Se ve lo siete persi, peggio per voi. In programmazione dal 9 al 13 dicembre al Teatro Portaportuense di Roma, Red House – A dirty variety show dice addio al 2015 celebrando il varietà, format teatrale che pareva essere stato fagocitato dalla storia.
Passato che piace Fa piacere vedere sul palco attori giovanissimi, “capitanati” da Benedetta Barlone, in arte Rita Lynch, star del Burlesque italiano da poco tornata da una tourneé in USA. Spettacolo del passato per una trama ambientata… nel passato, cioé nell’America degli Anni Trenta, quella delle pupe e dei gangster, della Grande Depressione e del Proibizionismo.
Varietà Nato in Italia alla fine dell’Ottocento, è uno spettacolo che, alla recitazione, affianca anche numeri di intrattenimento diversi, dal canto al gioco di prestigio. Nel caso di Red House, vuoi per l’ambientazione storica, vuoi per la partecipazione di una sua interprete trova spazio il Burlesque.

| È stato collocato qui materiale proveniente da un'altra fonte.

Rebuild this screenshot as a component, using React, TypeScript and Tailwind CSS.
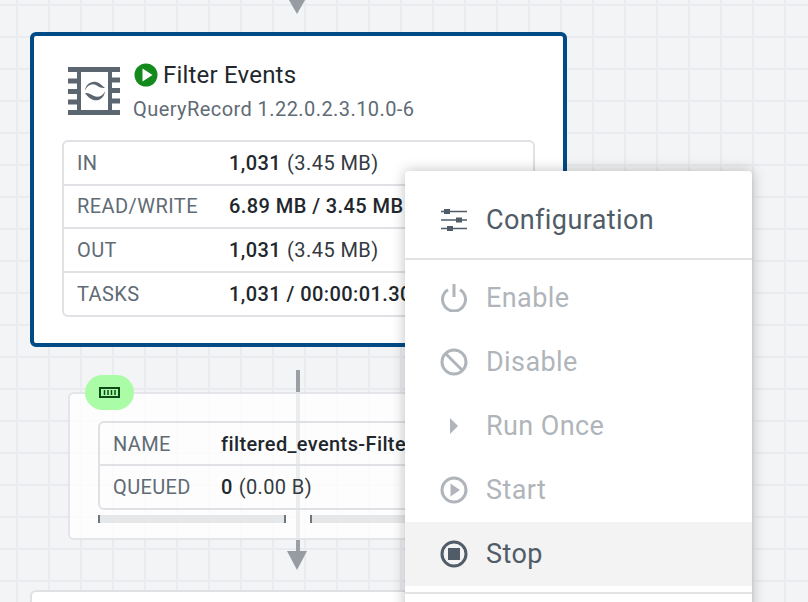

Chi sono Un agglomerato umano scalcinato ma simpatico, che conquista il pubblico con il sorriso e con il leitmotiv della sfortuna, elemento quest’ultimo che accomuna tutti i personaggi: Eveline, ragazza in cerca di fortuna che lascia la città e si trova, suo malgrado, ad esibirsi in un locale malfamato (Red House, nda); Marty, diva del teatro ormai al tramonto della sua carriera e preda del vizio dell’alcol e del gioco; Susy, artista circense che arrotonda adescando uomini in sala; Luzzo, immigrato italiano balbuziente che contrabbanda qualsiasi cosa; Dolly, travestito che sogna di fare la ballerina e Frank, ex genio del pianoforte, costretto a suonare al Red House perché ricattato dal titolare, Monsieur Moustaches.
Nostalgia “Il varietà che mancava” si legge su uno dei volantini del Red House. E’ vero, mancava una storia così, fresca, leggera, “nostalgica” e attualissima. Di attuale, nella trama, c’è la ruota della fortuna che gira (o smette di girare) ogniqualvolta non siamo pronti ad accettare o a rifiutare quel che la quotidianità ci offre; di “celeste nostalgia”, ci sono invece i ricordi dell’ambiziosa, intraprendente, sfacciata e jellata compagnia di Mimmo e Dea (Alberto Sordi e Monica Vitti), che nel lontano 1973, in Polvere di Stelle, racconta il crepuscolo del varietà in una commedia amara, che a sua volta celebra il mondo dello spettacolo, luminoso e spietato viatico di una gloria raramente duratura, il più delle volte effimera.